OTOH, over most of the last century we saw a general trend from open cars–which were the only type in the early days, towards sedans and other fully enclosed body styles. Convertible tops got better as well, so you could be better protected against the elements when necessary, and interior heaters became more efficient. You didn’t need to wear a hat inside the car anymore, just as your passengers no longer needed a bearskin rug to keep their legs warm in the backseat. I think that could have contributed to the decline of hats.
It wasn’t JFK, but (at least in England) it wasn’t a few years later. Here’s a picture that I took in London in 1961 – most of the men in the picture are not wearing hats, so if JFK stopped wearing a hat in public, he was following a trend, and not setting a trend.
Not only were hats once more or less mandatory, you had to make sure you were wearing the correct hat. Felt in winter, straw in summer. Those who violated these rules were subject to ridicule and more. Straw hat riots.
One way to study the hat/no hat trend is to look at crowd pictures from Shorpy.
I can see how businessmen, especially those who needed to travel frequently would have felt more comfortable in hats. To this day, airport concourses can be chilly and drafty, and I’m talking about SFO in early March, let alone places where it gets truly cold in the winter. What’s more, back in the day it happened much more frequently that you had to go outdoors to cross the tarmac. Even if you weren’t one of the road warriors, if you lived in places like NYC or Chicago you were more likely to use taxis, transit, and/or commuter railroads, which meant you spent some time waiting at bus stops, taxi stands, or outdoor station platforms. You were (and are) exposed to the elements more.
OTOH this certainly doesn’t explain how or why anyone could wear a hat in Chicago in the summertime.
Whenever this subject comes up it amuses me to recall that, in the early 007 films, James Bond is shown wearing a hat in the opening titles–a Homburg, if I’m not mistaken.
I’ve often thought this might have something to do with it; I don’t mean that people elsewhere in the country consciously aped specific celebrities or the characters they portrayed in films, but rather a matter of thinking, “That looks cool” and trying it out for themselves. Or “That’s the bee’s knees” or whatever people used to say.
Rather than asking when hats stopped being mandatory, I wonder when they stopped being *necessary * in the Midwest and Northeast during the cold months. All of a sudden, everyone decided they didn’t mind having their heads frozen? I know there are baseball caps, now the default hat for most people who wear them, but you still can’t really wear them when you’re dressed up.
My understanding was that when men started taking better care of their hair and/or growing it longer, then hats for daily dress became unfashionable.
You can see the trend in Hollywood films. It is rare to see a leading man in a film modern setting after 1965 wearing a hat. Frank Sinatra with his Tony Rome series of films was an exception; however his hair was thinning and his toupees weren’t always the best.

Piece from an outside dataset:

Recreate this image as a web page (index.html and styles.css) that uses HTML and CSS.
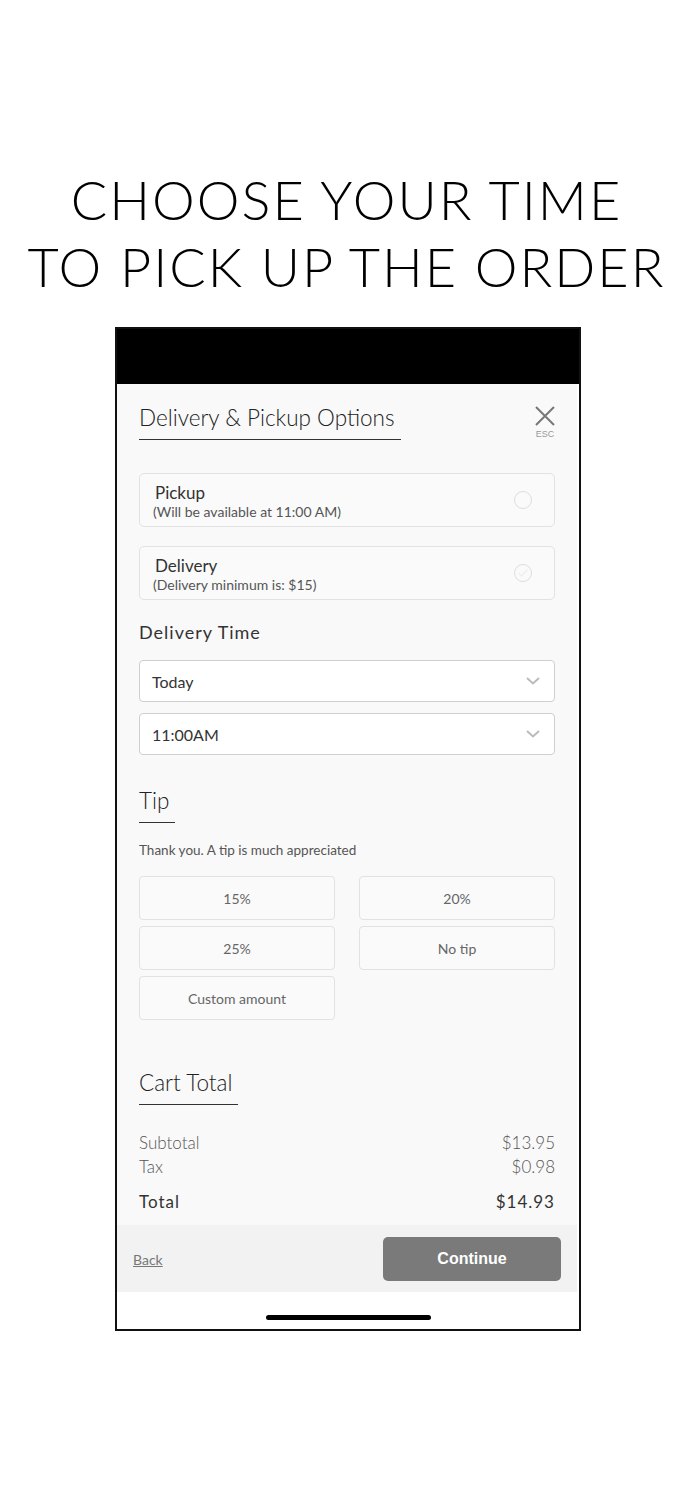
FILE: index.html
```html
<!DOCTYPE html>
<html>
<head>
<meta charset="utf-8">
<link rel="stylesheet" href="styles.css">
</head>
<body>
<h1 class="headline">CHOOSE YOUR TIME<br>TO PICK UP THE ORDER</h1>
<div class="phone">
  <div class="statusbar"></div>
  <div class="panel">
    <div class="panel-head">
      <h2 class="section-title">Delivery &amp; Pickup Options</h2>
      <div class="close">
        <svg width="22" height="22" viewBox="0 0 22 22"><path d="M2 2 L20 20 M20 2 L2 20" stroke="#777" stroke-width="2" fill="none"/></svg>
        <span class="esc">ESC</span>
      </div>
    </div>

    <div class="option first">
      <div class="option-text">
        <div class="option-name">Pickup</div>
        <div class="option-sub">(Will be available at 11:00 AM)</div>
      </div>
      <span class="radio"></span>
    </div>
    <div class="option second">
      <div class="option-text">
        <div class="option-name">Delivery</div>
        <div class="option-sub">(Delivery minimum is: $15)</div>
      </div>
      <span class="radio"><svg width="12" height="10" viewBox="0 0 12 10"><path d="M1.5 5 L4.5 8 L10.5 1.5" stroke="#eee" stroke-width="1.3" fill="none"/></svg></span>
    </div>

    <h3 class="subhead">Delivery Time</h3>
    <div class="select">
      <span>Today</span>
      <svg class="chev" width="14" height="8" viewBox="0 0 14 8"><path d="M1 1 L7 6.5 L13 1" stroke="#bbb" stroke-width="2" fill="none"/></svg>
    </div>
    <div class="select second-select">
      <span>11:00AM</span>
      <svg class="chev" width="14" height="8" viewBox="0 0 14 8"><path d="M1 1 L7 6.5 L13 1" stroke="#bbb" stroke-width="2" fill="none"/></svg>
    </div>

    <h2 class="section-title tip-title">Tip</h2>
    <p class="thanks">Thank you. A tip is much appreciated</p>
    <div class="tip-grid">
      <div class="tip-btn">15%</div>
      <div class="tip-btn">20%</div>
      <div class="tip-btn">25%</div>
      <div class="tip-btn">No tip</div>
      <div class="tip-btn">Custom amount</div>
    </div>

    <h2 class="section-title cart-title">Cart Total</h2>
    <div class="totals">
      <div class="row"><span>Subtotal</span><span>$13.95</span></div>
      <div class="row"><span>Tax</span><span>$0.98</span></div>
      <div class="row total"><span>Total</span><span>$14.93</span></div>
    </div>

    <div class="footer">
      <a class="back">Back</a>
      <div class="continue">Continue</div>
    </div>
  </div>
  <div class="home-area"><span class="home-bar"></span></div>
</div>
</body>
</html>
```

FILE: styles.css
```css
html, body {
  margin: 0;
  padding: 0;
  background: #fff;
}
body {
  font-family: "Lato", "Noto Sans", sans-serif;
  color: #333;
}
.headline {
  margin: 166px 0 0 0;
  font-family: "Lato", sans-serif;
  font-weight: 300;
  font-size: 54px;
  line-height: 67px;
  letter-spacing: 2px;
  white-space: nowrap;
  text-align: center;
  color: #000;
}
.phone {
  margin: 27px 0 0 115px;
  width: 466px;
  box-sizing: border-box;
  border: 2px solid #111;
  background: #fff;
}
.statusbar {
  height: 55px;
  background: #000;
}
.panel {
  background: #f9f9f9;
  margin-right: 2px;
}
.panel-head,
.option,
.subhead,
.select,
.section-title,
.thanks,
.tip-grid,
.totals {
  margin-left: 22px;
  margin-right: 22px;
}
.panel-head {
  display: flex;
  justify-content: space-between;
  align-items: flex-start;
  padding-top: 19px;
}
.section-title {
  display: inline-block;
  margin-top: 0;
  margin-bottom: 0;
  font-weight: 300;
  font-size: 22.5px;
  line-height: 30px;
  color: #222;
  padding: 0 6px 6px 0;
  border-bottom: 1px solid #333;
}
.panel-head .section-title {
  margin: 0;
}
.close {
  display: flex;
  flex-direction: column;
  align-items: center;
  margin-top: 2px;
  margin-right: -1px;
}
.esc {
  font-family: "Liberation Sans", sans-serif;
  font-size: 9px;
  line-height: 10px;
  color: #999;
  margin-top: 2px;
}
.option {
  display: flex;
  align-items: center;
  justify-content: space-between;
  border: 1px solid #e2e2e2;
  border-radius: 5px;
  background: #fafafa;
  padding: 9px 22px 5px 15px;
}
.option.first {
  margin-top: 33px;
}
.option.second {
  margin-top: 19px;
}
.option-name {
  font-size: 17px;
  line-height: 20px;
  color: #333;
}
.option-sub {
  font-size: 14px;
  line-height: 18px;
  color: #555;
  margin-left: -2px;
}
.radio {
  width: 16px;
  height: 16px;
  border: 1px solid #ddd;
  border-radius: 50%;
  display: flex;
  align-items: center;
  justify-content: center;
  margin-top: -4px;
}
.subhead {
  margin-top: 20px;
  margin-bottom: 0;
  font-size: 18px;
  line-height: 24px;
  font-weight: 400;
  letter-spacing: 1px;
  color: #333;
}
.select {
  display: flex;
  align-items: center;
  justify-content: space-between;
  height: 42px;
  box-sizing: border-box;
  margin-top: 16px;
  padding: 0 14px 0 12px;
  background: #fff;
  border: 1px solid #cfcfcf;
  border-radius: 4px;
  font-size: 16px;
  color: #333;
}
.select.second-select {
  margin-top: 11px;
}
.tip-title {
  margin-top: 31px;
  display: block;
  width: max-content;
}
.thanks {
  margin-top: 18px;
  margin-bottom: 0;
  font-size: 13.5px;
  line-height: 18px;
  color: #555;
}
.tip-grid {
  margin-top: 17px;
  display: grid;
  grid-template-columns: 1fr 1fr;
  column-gap: 24px;
  row-gap: 6px;
}
.tip-btn {
  height: 44px;
  box-sizing: border-box;
  display: flex;
  align-items: center;
  justify-content: center;
  border: 1px solid #e2e2e2;
  border-radius: 4px;
  background: #fafafa;
  font-size: 14px;
  color: #666;
}
.cart-title {
  margin-top: 48px;
  display: block;
  width: max-content;
}
.totals {
  margin-top: 26px;
}
.row {
  display: flex;
  justify-content: space-between;
  font-size: 17px;
  line-height: 24px;
  color: #555;
  font-weight: 300;
}
.row.total {
  margin-top: 11px;
  font-weight: 400;
  letter-spacing: 1px;
  color: #333;
}
.footer {
  margin-top: 11px;
  background: #f2f2f2;
  display: flex;
  justify-content: space-between;
  align-items: center;
  padding: 12px 16px 11px 16px;
}
.back {
  font-size: 14px;
  color: #777;
  text-decoration: underline;
}
.continue {
  width: 178px;
  height: 44px;
  border-radius: 5px;
  background: #7a7a7a;
  color: #fff;
  font-family: "Liberation Sans", Arial, sans-serif;
  font-weight: 700;
  font-size: 16px;
  display: flex;
  align-items: center;
  justify-content: center;
}
.home-area {
  height: 37px;
  display: flex;
  justify-content: center;
  align-items: flex-end;
}
.home-bar {
  width: 165px;
  height: 5px;
  background: #000;
  border-radius: 3px;
  margin-bottom: 9px;
}
```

Here is Sandy Amoros’ famous catch in the 1955 World Series at Ebbetts Field in New York. Note that very few of the spectators are wearing hats, even on a bright sunny afternoon in October. Although most are wearing a coat and tie.
I don’t know the answer, but Snopes’ debunking needs comment.
So Kennedy wore a top hat to the inauguration - top hats don’t count, being strictly formal wear by 1961. Also, you will note that he is hatless during his address - surely the part of the ceremony everyone remembered.
But of course, the real answer is the Beatles did it.
Certainly I “grasp the fact”, as you snottily put it, that a hat can be a practical item of clothing. But fashion forcing one to wear a hat all the time is hardly practical. I would hazard a guess that you live in an area with more severe weather than my present location. In any case, always wearing a hat seems stupid, as no matter where you are, there will be some times when the weather is benevolent enough that you don’t need a hat, and indeed, a hat would be uncomfortable (on a hot day, for instance). (And what is it that you think changed about them practical considerations when hats ceased to be universally worn? Very early global warming?)